▶ [INFORMATION PROVIDED]

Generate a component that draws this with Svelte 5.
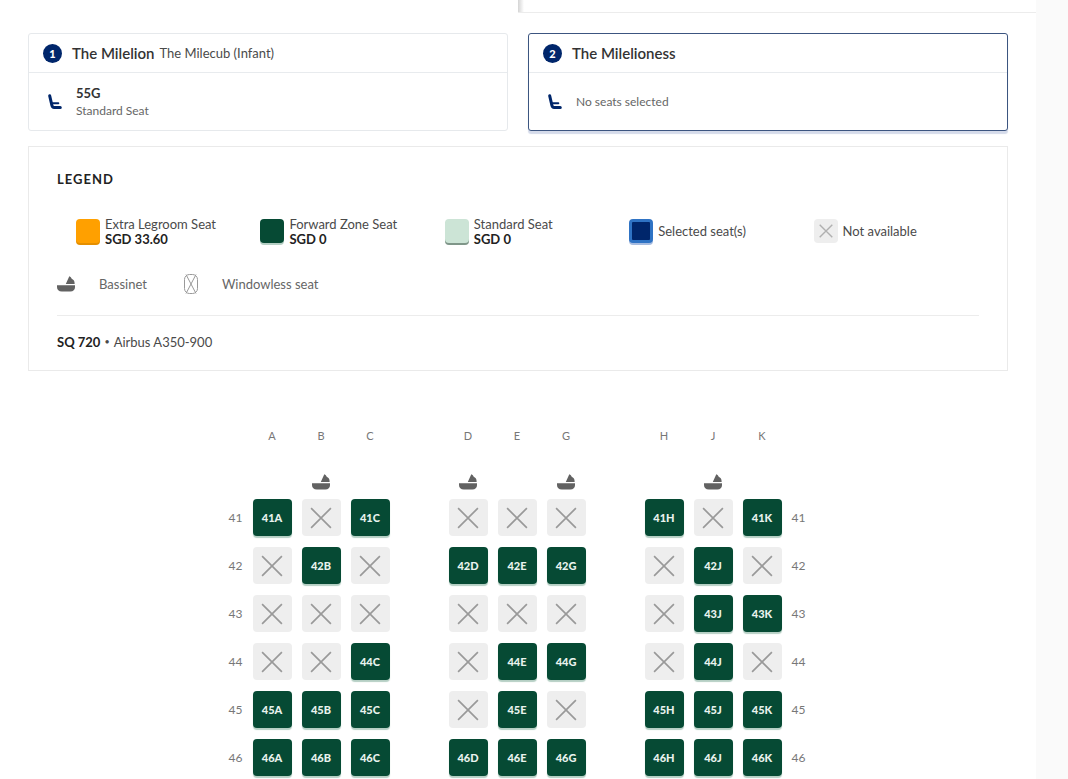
<script>
	const passengers = [
		{ id: 1, name: 'The Milelion', infant: 'The Milecub (Infant)', seat: '55G', type: 'Standard Seat' },
		{ id: 2, name: 'The Milelioness' }
	];

	const legend = [
		{ kind: 'extra', label: 'Extra Legroom Seat', price: 'SGD 33.60' },
		{ kind: 'forward', label: 'Forward Zone Seat', price: 'SGD 0' },
		{ kind: 'standard', label: 'Standard Seat', price: 'SGD 0' },
		{ kind: 'selected', label: 'Selected seat(s)' },
		{ kind: 'blocked', label: 'Not available' }
	];

	// an empty entry is an aisle
	const columns = ['A', 'B', 'C', '', 'D', 'E', 'G', '', 'H', 'J', 'K'];
	const bassinets = ['B', 'D', 'G', 'J'];

	const rows = [
		{ number: 41, free: 'ACHK' },
		{ number: 42, free: 'BDEGJ' },
		{ number: 43, free: 'JK' },
		{ number: 44, free: 'CEGJ' },
		{ number: 45, free: 'ABCEHJK' },
		{ number: 46, free: 'ABCDEGHJK' }
	];

	let active = 2;
</script>

{#snippet bassinet()}
	<svg viewBox="0 0 18 16" width="18" height="16" aria-hidden="true">
		<path fill="#626262" d="M0 9.2h18v2c0 2.600-1.800 4.300-4.600 4.300H4.800C1.900 15.500 0 13.800 0 11zM12.300.3c1.300.5 2 1.400 2.400 2.500 1.600.6 2.900 2.300 2.900 4.200v1H8.800z" />
	</svg>
{/snippet}

{#snippet cross()}
	<svg class="cross" viewBox="0 0 20 20" aria-hidden="true">
		<path d="M1 1l18 18M19 1L1 19" />
	</svg>
{/snippet}

<div class="page">
	<main>
		<div class="tabs">
			<div class="tab"></div>
			<div class="tab current"></div>
		</div>

		<div class="content">
			<div class="passengers">
				{#each passengers as p}
					<button class="passenger" class:active={active === p.id} on:click={() => (active = p.id)}>
						<span class="passenger-head">
							<span class="badge">{p.id}</span>
							<span class="name">{p.name}</span>
							{#if p.infant}
								<span class="infant">{p.infant}</span>
							{/if}
						</span>
						<span class="passenger-body">
							<svg viewBox="0 0 14 16" width="14" height="16" aria-hidden="true">
								<g fill="none" stroke="#00266b" stroke-linecap="round" stroke-linejoin="round">
									<path stroke-width="3" d="M1.700 1.800l2.200 9.500c.3 1.600 1 2.200 2.200 2.200h6.200" />
									<path stroke-width="2" d="M4.500 9.300h5.800" />
								</g>
							</svg>
							<span class="choice">
								{#if p.seat}
									<strong>{p.seat}</strong>
									<span>{p.type}</span>
								{:else}
									<span>No seats selected</span>
								{/if}
							</span>
						</span>
					</button>
				{/each}
			</div>

			<section class="legend">
				<h2>LEGEND</h2>
				<ul class="kinds">
					{#each legend as item}
						<li>
							<span class="swatch {item.kind}">
								{#if item.kind === 'blocked'}{@render cross()}{/if}
							</span>
							<span class="kind-text" class:priced={item.price}>
								{item.label}
								{#if item.price}<strong>{item.price}</strong>{/if}
							</span>
						</li>
					{/each}
				</ul>
				<div class="features">
					<span class="feature">{@render bassinet()}Bassinet</span>
					<span class="feature">
						<svg viewBox="0 0 14 20" width="14" height="20" aria-hidden="true">
							<g fill="none" stroke="#999">
								<rect x="0.5" y="0.5" width="13" height="19" rx="5" />
								<path d="M2 0.500l10 19M12 0.500l-10 19" />
							</g>
						</svg>
						Windowless seat
					</span>
				</div>
				<p class="flight">
					<strong>SQ 720</strong>
					<span class="dot">•</span>
					<span>Airbus A350-900</span>
				</p>
			</section>

			<div class="seat-map">
				<span></span>
				{#each columns as col}
					<span class="column">{col}</span>
				{/each}
				<span></span>

				<span></span>
				{#each columns as col}
					<span class="marker">
						{#if bassinets.includes(col)}{@render bassinet()}{/if}
					</span>
				{/each}
				<span></span>

				{#each rows as row}
					<span class="row-number">{row.number}</span>
					{#each columns as col}
						{#if !col}
							<span></span>
						{:else if row.free.includes(col)}
							<button class="seat">{row.number}{col}</button>
						{:else}
							<button class="seat blocked" disabled aria-label="{row.number}{col} not available">
								{@render cross()}
							</button>
						{/if}
					{/each}
					<span class="row-number end">{row.number}</span>
				{/each}
			</div>
		</div>
	</main>
</div>

<style>
	:global(body) {
		margin: 0;
		background: #fafafa;
	}

	.page {
		min-height: 100vh;
		padding-right: 32px;
		display: flex;
		font-family: Lato, 'Liberation Sans', sans-serif;
		font-size: 13px;
		line-height: 16px;
		color: #4a4a4a;
	}

	main {
		flex: 1;
		background: #fff;
	}

	button {
		font: inherit;
		color: inherit;
		border: none;
		padding: 0;
		cursor: pointer;
	}

	strong {
		color: #222;
	}

	.tabs {
		display: grid;
		grid-template-columns: 1fr 1fr;
		height: 13px;
	}

	.tab.current {
		box-sizing: border-box;
		border-bottom: 1px solid #ececec;
		background: linear-gradient(to right, #d4d4d4, #fff 6px);
	}

	.content {
		padding: 20px 28px 0;
	}

	.passengers {
		display: grid;
		grid-template-columns: 1fr 1fr;
		gap: 20px;
	}

	.passenger {
		background: #fff;
		border: 1px solid #e6e9ec;
		border-radius: 3px;
		text-align: left;
	}

	.passenger.active {
		border-color: #3c5580;
		box-shadow: 0 3px 1px #d5dbea;
	}

	.passenger-head {
		display: flex;
		align-items: center;
		height: 38px;
		padding-left: 14px;
		border-bottom: 1px solid #e8ebee;
	}

	.badge {
		width: 19px;
		height: 19px;
		line-height: 19px;
		margin-right: 10px;
		border-radius: 50%;
		background: #00266b;
		color: #fff;
		font-size: 11px;
		font-weight: 900;
		text-align: center;
	}

	.name {
		font-size: 15px;
		font-weight: 600;
		color: #333;
		margin-right: 5px;
	}

	.passenger-body {
		display: flex;
		align-items: center;
		gap: 14px;
		height: 57px;
		padding-left: 19px;
	}

	.choice {
		display: grid;
		gap: 2px;
		font-size: 12px;
		color: #666;
	}

	.choice strong {
		font-size: 13px;
		color: #333;
	}

	.legend {
		margin-top: 15px;
		padding: 24px 28px 20px;
		border: 1px solid #eaeaea;
	}

	h2 {
		margin: 0;
		font-size: 13px;
		letter-spacing: 1px;
		color: #222;
	}

	.kinds {
		list-style: none;
		margin: 28px 0 0;
		padding: 0;
		display: grid;
		grid-template-columns: repeat(5, 1fr);
	}

	.kinds li {
		display: flex;
		align-items: center;
		gap: 5px;
		height: 32px;
		padding-left: 19px;
	}

	.kind-text {
		line-height: 15px;
	}

	.kind-text.priced {
		align-self: flex-end;
	}

	.kind-text strong {
		display: block;
	}

	.swatch {
		box-sizing: border-box;
		width: 24px;
		height: 24px;
		border-radius: 4px;
		display: grid;
		place-items: center;
	}

	.extra {
		background: #ffa000;
		box-shadow: 0 2px #e58f00;
	}

	.forward {
		background: #064a34;
		box-shadow: 0 2px #b5cfc4;
	}

	.standard {
		background: #cce4d6;
		box-shadow: 0 2px #7f9689;
	}

	.selected {
		background: #00266b;
		border: 3px solid #2f73c4;
		box-shadow: 0 2px #a5bbe0;
	}

	.blocked {
		background: #eee;
	}

	.cross {
		width: 22px;
		height: 22px;
		fill: none;
		stroke: #999;
		stroke-width: 1.5;
	}

	.swatch .cross {
		width: 14px;
		height: 14px;
		stroke: #b0b0b0;
		stroke-width: 2;
	}

	.features {
		display: flex;
		gap: 37px;
		align-items: center;
		margin-top: 27px;
		padding-bottom: 21px;
		border-bottom: 1px solid #ececec;
		color: #666;
	}

	.feature {
		display: flex;
		align-items: center;
		gap: 24px;
	}

	.flight {
		display: flex;
		gap: 4px;
		margin: 18px 0 0;
	}

	.dot {
		font-size: 9px;
	}

	.seat-map {
		display: grid;
		grid-template-columns: 14px repeat(11, 39px) 14px;
		grid-template-rows: 35px 14px;
		grid-auto-rows: 37px;
		gap: 11px 10px;
		justify-content: center;
		margin-top: 57px;
		padding-right: 2px;
	}

	.column {
		font-size: 11px;
		color: #777;
		text-align: center;
	}

	.marker {
		display: grid;
		place-items: center;
	}

	.row-number {
		font-size: 12px;
		line-height: 38px;
		color: #777;
	}

	.row-number.end {
		text-align: right;
	}

	.seat {
		display: grid;
		place-items: center;
		border-radius: 4px;
		background: #064a34;
		color: #e9f3ee;
		font-size: 11px;
		font-weight: 900;
		box-shadow: 0 2px 1px #b5cfc4;
	}

	.seat.blocked {
		background: #eee;
		box-shadow: none;
		cursor: default;
	}
</style>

▶ [REQUEST] Everything from the first line of the listing above through the line that contains "const bassinets = ['B', 'D', 'G', 'J'];" is to be restated word for word, minus the pictures.

▶ [COMPLETE OUTPUT]
Generate a component that draws this with Svelte 5.
<script>
	const passengers = [
		{ id: 1, name: 'The Milelion', infant: 'The Milecub (Infant)', seat: '55G', type: 'Standard Seat' },
		{ id: 2, name: 'The Milelioness' }
	];

	const legend = [
		{ kind: 'extra', label: 'Extra Legroom Seat', price: 'SGD 33.60' },
		{ kind: 'forward', label: 'Forward Zone Seat', price: 'SGD 0' },
		{ kind: 'standard', label: 'Standard Seat', price: 'SGD 0' },
		{ kind: 'selected', label: 'Selected seat(s)' },
		{ kind: 'blocked', label: 'Not available' }
	];

	// an empty entry is an aisle
	const columns = ['A', 'B', 'C', '', 'D', 'E', 'G', '', 'H', 'J', 'K'];
	const bassinets = ['B', 'D', 'G', 'J'];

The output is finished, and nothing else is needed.